Enfin la corde tombe et les chevaux partent. Sur la place libre ils cherchent encore à se devancer les uns les autres, mais une fois qu’ils sont arrivés dans l’étroit espace entre les deux files de voitures, toute rivalité devient le plus souvent inutile. Une couple sont d’ordinaire en avant, qui courent de toutes leurs forces. Malgré la pouzzolane répandue, le pavé étincelle, les crinières volent, le clinquant résonne ; à peine les a-t-on vus qu’ils sont passés. Le reste de la troupe se presse, se pousse et se gêne ; quelquefois un retardataire arrive encore au galop ; les morceaux de clinquant déchirés voltigent sur leur trace. Bientôt les chevaux échappent au regard qui les suit ; le peuple se rapproche en foule et remplit de nouveau la carrière.

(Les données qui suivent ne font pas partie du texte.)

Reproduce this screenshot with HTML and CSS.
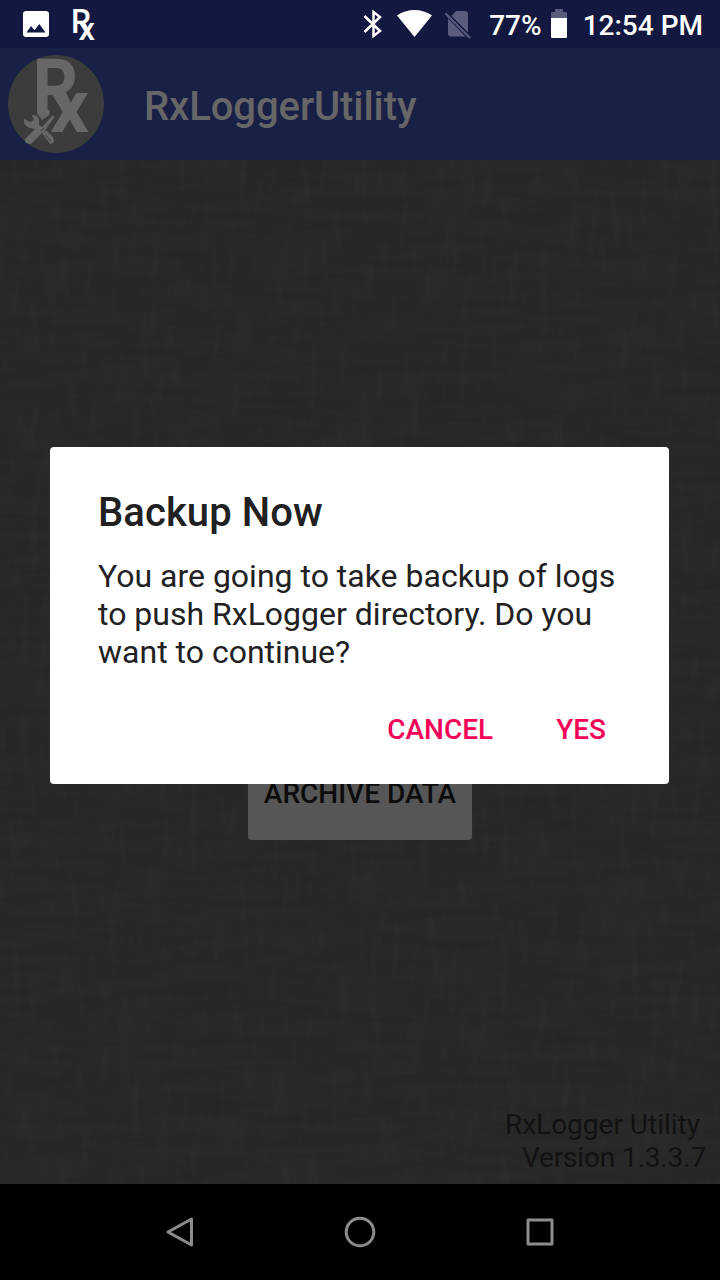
FILE: index.html
```html
<!DOCTYPE html>
<html lang="en">
<head>
<meta charset="utf-8">
<title>RxLoggerUtility</title>
<link rel="stylesheet" href="styles.css">
</head>
<body>
<div class="screen">
  <header class="status">
    <svg class="status-left" width="104" height="48" viewBox="0 0 104 48">
      <path fill="#fff" fill-rule="evenodd" d="M26 11h20q3 0 3 3v20q0 3-3 3H26q-3 0-3-3V14q0-3 3-3zM26.500 32.500h19l-6.200-8.500-4.800 6.300-3.400-4.200z"/>
      <g class="rx small">
        <text x="71" y="33" font-size="34" textLength="20" lengthAdjust="spacingAndGlyphs">R</text>
        <text x="78.500" y="39.500" font-size="32" textLength="16.500" lengthAdjust="spacingAndGlyphs">x</text>
      </g>
    </svg>
    <div class="status-right">
      <svg class="radios" width="112" height="48" viewBox="360 0 112 48">
        <path fill="none" stroke="#fff" stroke-width="2.500" stroke-linejoin="miter" d="M364.500 16l15.500 15-6.500 5V12l6.500 5-15.500 15"/>
        <path fill="#fff" d="M414.500 37L397 15.500Q405 10 414.500 10T432 15.500z"/>
        <path fill="#595c7d" d="M456 11h9q3 0 3 3v18.500L451.500 16zM448 18.500L465.500 36.500H451q-3 0-3-3z"/>
        <path stroke="#595c7d" stroke-width="2.200" d="M445.500 13.500L470 38"/>
      </svg>
      <span class="percent">77%</span>
      <svg class="battery" width="16" height="48" viewBox="0 0 16 48">
        <path fill="#595c7d" d="M4 9h8v3h3q1 0 1 1v5H0v-5q0-1 1-1h3z"/>
        <path fill="#fff" d="M0 18h16v19q0 1-1 1H1q-1 0-1-1z"/>
      </svg>
      <span class="clock">12:54 PM</span>
    </div>
  </header>

  <div class="appbar">
    <svg class="logo" width="96" height="98" viewBox="8 55 96 98">
      <rect x="8" y="55" width="96" height="98" rx="48" ry="49" fill="#3c3c3c"/>
      <g class="rx large">
        <text x="32.500" y="117" font-size="81" textLength="46" lengthAdjust="spacingAndGlyphs">R</text>
        <text x="50" y="132" font-size="74" textLength="39" lengthAdjust="spacingAndGlyphs">x</text>
      </g>
      <path fill="#3c3c3c" d="M34 114H50L60 110 54 124 47 131 38 124z"/>
      <path fill="#676767" d="M37.500 110H49.500V115L42 120 37.500 114z"/>
      <path fill="#676767" d="M25 139L35 129 30 128Q23 126 24 119L30 122 34 120 32 115Q38 115 39 120V125L42 127 53 115 54.500 117 46 129 35 140 31 144Q24 144 25 139zM42 133L46 130 53 137Q56 143 50 144z"/>
      <path stroke="#3c3c3c" d="M45 135l6 6M41 131l3-3"/>
    </svg>
    <h1 class="app-title">RxLoggerUtility</h1>
  </div>

  <main class="content">
    <svg class="weave" width="720" height="1024">
      <filter id="across" x="0" y="0" width="100%" height="100%">
        <feTurbulence type="fractalNoise" baseFrequency="0.012 0.08" numOctaves="3" seed="4"/>
        <feColorMatrix values="0 0 0 0 0  0 0 0 0 0  0 0 0 0 0  1.200 0 0 0 -.48"/>
      </filter>
      <filter id="down" x="0" y="0" width="100%" height="100%">
        <feTurbulence type="fractalNoise" baseFrequency="0.1 0.02" numOctaves="3" seed="9"/>
        <feColorMatrix values="0 0 0 0 1  0 0 0 0 1  0 0 0 0 1  .25 0 0 0 -.11"/>
      </filter>
      <rect width="720" height="1024" filter="url(#across)" opacity=".14"/>
      <rect width="720" height="1024" filter="url(#down)" opacity=".14"/>
    </svg>
    <button class="archive">ARCHIVE DATA</button>
    <footer class="version"><span class="product">RxLogger Utility</span><span class="number">Version 1.3.3.7</span></footer>
  </main>

  <nav class="navbar">
    <svg width="32" height="34" viewBox="0 0 32 34"><path d="M27.500 4v26L4 17z"/></svg>
    <svg width="32" height="34" viewBox="0 0 32 34"><circle cx="16" cy="17" r="13.800"/></svg>
    <svg width="32" height="34" viewBox="0 0 32 34"><rect x="4" y="5" width="24" height="24"/></svg>
  </nav>

  <section class="dialog" role="dialog">
    <h2 class="dialog-title">Backup Now</h2>
    <p class="message">You are going to take backup of logs<br>to push RxLogger directory. Do you<br>want to continue?</p>
    <div class="actions"><button class="action">CANCEL</button><button class="action">YES</button></div>
  </section>
</div>
</body>
</html>
```
FILE: styles.css
```css
* { box-sizing: border-box; }
body { margin: 0; background: #000; font-family: Roboto, sans-serif; }
svg { display: block; flex: none; overflow: visible; }
button { border: 0; padding: 0; background: none; font: inherit; }
h1, h2, p { margin: 0; font-weight: 500; }
.screen { position: relative; width: 720px; height: 1280px; display: flex; flex-direction: column; overflow: hidden; }
.status { height: 48px; background: #131840; color: #fff; display: flex; justify-content: space-between; }
.status-right { display: flex; padding-right: 17px; font-size: 28px; font-weight: 500; line-height: 51px; white-space: nowrap; }
.percent { margin-left: 17px; }
.battery { margin-left: 9px; }
.clock { margin-left: 16px; }
.rx { font-family: Roboto, sans-serif; }
.rx.small { fill: #fff; font-weight: 500; }
.rx.large { fill: #676767; font-weight: 700; }
.appbar { height: 112px; background: #192046; display: flex; align-items: center; padding-left: 8px; }
.app-title { margin: 6px 0 0 40px; font-size: 40px; line-height: 48px; letter-spacing: -.07px; color: #666; }
.content { position: relative; height: 1024px; background: #292929; display: flex; flex-direction: column; align-items: center; justify-content: space-between; padding-top: 584px; }
.weave { position: absolute; inset: 0; }
.archive { position: relative; width: 224px; height: 96px; border-radius: 4px; background: #565656; color: #0c0c0c; font-size: 28px; font-weight: 500; line-height: 92px; white-space: nowrap; padding-top: 4px; }
.version { position: relative; align-self: flex-end; display: flex; flex-direction: column; align-items: flex-end; padding: 0 14px 10px 0; font-size: 28px; line-height: 33px; color: #121212; }
.product { margin-right: 6px; }
.number { letter-spacing: -.15px; }
.navbar { height: 96px; background: #000; display: flex; justify-content: center; align-items: center; gap: 148px; }
.navbar svg { fill: none; stroke: #8c8c8c; stroke-width: 3; stroke-linejoin: round; }
.dialog { position: absolute; left: 50px; top: 447px; width: 619px; height: 337px; padding: 42px 48px 0; border-radius: 4px; background: #fff; color: #212121; }
.dialog-title { font-size: 40px; line-height: 48px; letter-spacing: .08px; white-space: nowrap; }
.message { margin-top: 20px; font-size: 32px; font-weight: 400; line-height: 38px; white-space: nowrap; }
.actions { display: flex; justify-content: flex-end; gap: 63px; margin-top: 42px; padding-right: 15px; }
.action { color: #f50057; font-size: 28px; font-weight: 500; line-height: 33px; }
```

D’autres palefreniers attendent au palais de Venise l’arrivée des chevaux. On sait les prendre adroitement et les retenir dans un lieu fermé. Le prix est décerné au vainqueur.

C’est ainsi que se terminent ces réjouissances par une impression violente, soudaine, instantanée, que des milliers d’hommes attendaient depuis longtemps avec impatience, et bien peu sauraient s’expliquer pourquoi ils attendaient ce moment et pourquoi ils s’en faisaient une fête.